# Given information start
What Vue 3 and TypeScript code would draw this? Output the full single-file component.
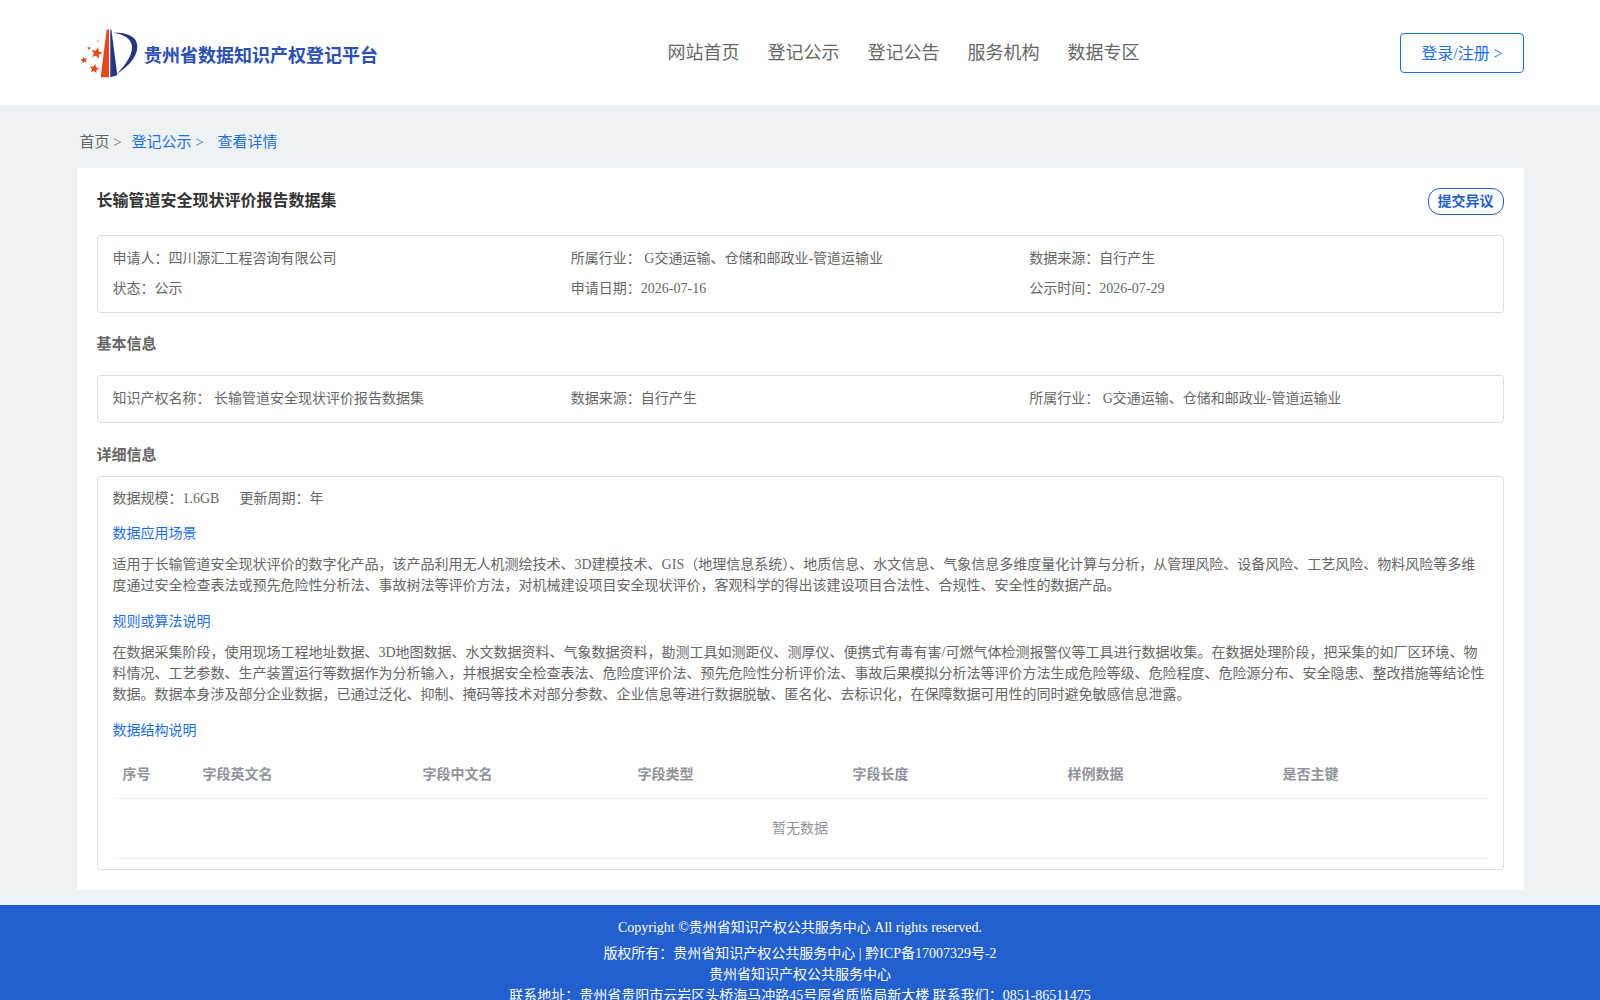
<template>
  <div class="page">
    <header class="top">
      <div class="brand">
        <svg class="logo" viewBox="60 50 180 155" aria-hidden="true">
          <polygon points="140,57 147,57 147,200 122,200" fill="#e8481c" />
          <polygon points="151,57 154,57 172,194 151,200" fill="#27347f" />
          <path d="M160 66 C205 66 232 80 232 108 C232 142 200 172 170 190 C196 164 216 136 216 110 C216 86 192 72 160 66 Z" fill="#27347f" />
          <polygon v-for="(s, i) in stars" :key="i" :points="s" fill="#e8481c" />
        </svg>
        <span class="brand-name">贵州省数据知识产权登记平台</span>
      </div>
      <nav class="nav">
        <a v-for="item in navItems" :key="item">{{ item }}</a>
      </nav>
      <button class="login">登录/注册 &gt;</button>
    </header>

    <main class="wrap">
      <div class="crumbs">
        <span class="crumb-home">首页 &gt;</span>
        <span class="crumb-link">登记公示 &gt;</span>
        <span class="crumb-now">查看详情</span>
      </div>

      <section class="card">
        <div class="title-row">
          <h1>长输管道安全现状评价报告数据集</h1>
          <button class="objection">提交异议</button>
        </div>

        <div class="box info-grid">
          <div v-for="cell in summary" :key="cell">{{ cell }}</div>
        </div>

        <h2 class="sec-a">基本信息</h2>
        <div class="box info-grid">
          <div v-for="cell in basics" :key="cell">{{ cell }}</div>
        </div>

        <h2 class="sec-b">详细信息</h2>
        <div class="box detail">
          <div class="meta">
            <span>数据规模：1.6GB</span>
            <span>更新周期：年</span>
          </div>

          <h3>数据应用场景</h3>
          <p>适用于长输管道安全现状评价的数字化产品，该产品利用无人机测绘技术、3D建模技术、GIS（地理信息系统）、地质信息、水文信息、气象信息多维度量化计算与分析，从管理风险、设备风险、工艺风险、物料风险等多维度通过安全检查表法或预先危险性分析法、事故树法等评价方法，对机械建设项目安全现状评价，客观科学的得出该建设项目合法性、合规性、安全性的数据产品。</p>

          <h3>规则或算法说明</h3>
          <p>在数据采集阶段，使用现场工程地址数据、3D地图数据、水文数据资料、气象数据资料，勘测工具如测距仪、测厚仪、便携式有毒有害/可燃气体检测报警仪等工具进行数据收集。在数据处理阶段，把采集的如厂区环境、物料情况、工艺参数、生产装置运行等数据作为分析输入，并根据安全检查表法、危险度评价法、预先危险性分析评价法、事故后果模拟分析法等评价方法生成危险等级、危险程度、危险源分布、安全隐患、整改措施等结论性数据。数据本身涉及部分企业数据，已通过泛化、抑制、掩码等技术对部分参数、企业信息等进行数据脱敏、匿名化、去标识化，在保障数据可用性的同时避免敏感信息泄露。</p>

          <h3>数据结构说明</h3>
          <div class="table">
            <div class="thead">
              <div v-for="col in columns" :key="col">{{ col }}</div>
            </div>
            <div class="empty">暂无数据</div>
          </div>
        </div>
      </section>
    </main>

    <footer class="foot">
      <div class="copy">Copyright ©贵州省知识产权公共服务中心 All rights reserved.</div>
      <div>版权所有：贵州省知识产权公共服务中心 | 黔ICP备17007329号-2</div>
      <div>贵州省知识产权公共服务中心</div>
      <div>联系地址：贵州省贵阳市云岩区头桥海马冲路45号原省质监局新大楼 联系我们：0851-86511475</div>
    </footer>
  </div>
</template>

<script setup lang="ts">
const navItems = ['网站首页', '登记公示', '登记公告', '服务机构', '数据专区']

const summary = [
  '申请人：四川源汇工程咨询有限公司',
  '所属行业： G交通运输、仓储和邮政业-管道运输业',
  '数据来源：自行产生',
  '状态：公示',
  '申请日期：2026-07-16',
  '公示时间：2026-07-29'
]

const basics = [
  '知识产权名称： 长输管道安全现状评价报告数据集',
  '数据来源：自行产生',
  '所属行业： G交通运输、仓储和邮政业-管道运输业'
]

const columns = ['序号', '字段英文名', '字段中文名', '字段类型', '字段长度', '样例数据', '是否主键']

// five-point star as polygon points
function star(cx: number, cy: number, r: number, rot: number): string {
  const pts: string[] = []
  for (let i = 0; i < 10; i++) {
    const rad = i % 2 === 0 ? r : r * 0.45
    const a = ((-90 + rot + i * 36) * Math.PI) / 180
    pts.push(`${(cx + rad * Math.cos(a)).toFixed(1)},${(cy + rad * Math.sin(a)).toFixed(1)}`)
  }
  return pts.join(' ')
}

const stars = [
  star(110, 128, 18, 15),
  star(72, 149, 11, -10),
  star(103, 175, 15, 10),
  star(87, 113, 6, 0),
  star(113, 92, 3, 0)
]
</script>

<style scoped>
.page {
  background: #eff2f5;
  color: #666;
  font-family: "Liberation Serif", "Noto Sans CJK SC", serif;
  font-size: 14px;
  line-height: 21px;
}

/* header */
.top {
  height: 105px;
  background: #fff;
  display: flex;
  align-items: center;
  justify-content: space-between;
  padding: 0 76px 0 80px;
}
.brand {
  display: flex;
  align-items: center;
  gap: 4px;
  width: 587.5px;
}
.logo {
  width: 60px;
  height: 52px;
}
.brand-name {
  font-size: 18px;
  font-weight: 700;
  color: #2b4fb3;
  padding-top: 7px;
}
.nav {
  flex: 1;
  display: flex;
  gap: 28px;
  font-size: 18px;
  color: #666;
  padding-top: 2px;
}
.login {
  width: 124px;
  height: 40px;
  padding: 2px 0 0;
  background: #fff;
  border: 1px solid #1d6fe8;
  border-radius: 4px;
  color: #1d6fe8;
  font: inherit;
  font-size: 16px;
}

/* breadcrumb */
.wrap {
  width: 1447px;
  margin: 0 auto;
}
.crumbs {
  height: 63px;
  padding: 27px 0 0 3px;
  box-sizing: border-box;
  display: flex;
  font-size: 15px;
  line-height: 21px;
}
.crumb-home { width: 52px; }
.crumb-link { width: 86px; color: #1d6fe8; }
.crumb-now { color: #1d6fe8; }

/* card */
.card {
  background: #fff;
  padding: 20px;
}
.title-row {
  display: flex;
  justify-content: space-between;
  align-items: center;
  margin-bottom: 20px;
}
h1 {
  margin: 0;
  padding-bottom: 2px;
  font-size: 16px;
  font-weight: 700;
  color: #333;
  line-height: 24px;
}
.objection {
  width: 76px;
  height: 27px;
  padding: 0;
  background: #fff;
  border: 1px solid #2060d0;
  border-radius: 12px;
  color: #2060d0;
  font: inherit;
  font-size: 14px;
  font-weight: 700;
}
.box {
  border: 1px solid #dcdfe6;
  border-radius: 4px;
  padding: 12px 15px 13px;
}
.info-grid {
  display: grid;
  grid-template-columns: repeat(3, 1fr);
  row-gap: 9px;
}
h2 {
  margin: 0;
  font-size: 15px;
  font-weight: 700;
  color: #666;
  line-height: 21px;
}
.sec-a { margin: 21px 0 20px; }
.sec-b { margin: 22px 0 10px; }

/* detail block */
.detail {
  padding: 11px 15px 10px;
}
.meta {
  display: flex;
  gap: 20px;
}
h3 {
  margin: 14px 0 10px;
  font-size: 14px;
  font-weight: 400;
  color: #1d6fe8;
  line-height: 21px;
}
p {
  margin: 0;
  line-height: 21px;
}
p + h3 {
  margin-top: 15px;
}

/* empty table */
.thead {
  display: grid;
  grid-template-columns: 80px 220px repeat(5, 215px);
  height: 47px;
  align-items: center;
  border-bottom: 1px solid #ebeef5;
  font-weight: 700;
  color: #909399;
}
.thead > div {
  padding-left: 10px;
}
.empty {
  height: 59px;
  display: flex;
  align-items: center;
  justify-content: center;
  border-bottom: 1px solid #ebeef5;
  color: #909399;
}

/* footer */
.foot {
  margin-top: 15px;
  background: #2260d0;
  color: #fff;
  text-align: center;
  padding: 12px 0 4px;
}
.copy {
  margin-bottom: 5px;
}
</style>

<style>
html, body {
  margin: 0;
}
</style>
# Given information end
* What is asked
Please extract exactly the lines of the data, from the first through the line containing "<p>适用于长输管道安全现状", and add no pictures to the copy.

* Result of this task
What Vue 3 and TypeScript code would draw this? Output the full single-file component.
<template>
  <div class="page">
    <header class="top">
      <div class="brand">
        <svg class="logo" viewBox="60 50 180 155" aria-hidden="true">
          <polygon points="140,57 147,57 147,200 122,200" fill="#e8481c" />
          <polygon points="151,57 154,57 172,194 151,200" fill="#27347f" />
          <path d="M160 66 C205 66 232 80 232 108 C232 142 200 172 170 190 C196 164 216 136 216 110 C216 86 192 72 160 66 Z" fill="#27347f" />
          <polygon v-for="(s, i) in stars" :key="i" :points="s" fill="#e8481c" />
        </svg>
        <span class="brand-name">贵州省数据知识产权登记平台</span>
      </div>
      <nav class="nav">
        <a v-for="item in navItems" :key="item">{{ item }}</a>
      </nav>
      <button class="login">登录/注册 &gt;</button>
    </header>

    <main class="wrap">
      <div class="crumbs">
        <span class="crumb-home">首页 &gt;</span>
        <span class="crumb-link">登记公示 &gt;</span>
        <span class="crumb-now">查看详情</span>
      </div>

      <section class="card">
        <div class="title-row">
          <h1>长输管道安全现状评价报告数据集</h1>
          <button class="objection">提交异议</button>
        </div>

        <div class="box info-grid">
          <div v-for="cell in summary" :key="cell">{{ cell }}</div>
        </div>

        <h2 class="sec-a">基本信息</h2>
        <div class="box info-grid">
          <div v-for="cell in basics" :key="cell">{{ cell }}</div>
        </div>

        <h2 class="sec-b">详细信息</h2>
        <div class="box detail">
          <div class="meta">
            <span>数据规模：1.6GB</span>
            <span>更新周期：年</span>
          </div>

          <h3>数据应用场景</h3>
          <p>适用于长输管道安全现状评价的数字化产品，该产品利用无人机测绘技术、3D建模技术、GIS（地理信息系统）、地质信息、水文信息、气象信息多维度量化计算与分析，从管理风险、设备风险、工艺风险、物料风险等多维度通过安全检查表法或预先危险性分析法、事故树法等评价方法，对机械建设项目安全现状评价，客观科学的得出该建设项目合法性、合规性、安全性的数据产品。</p>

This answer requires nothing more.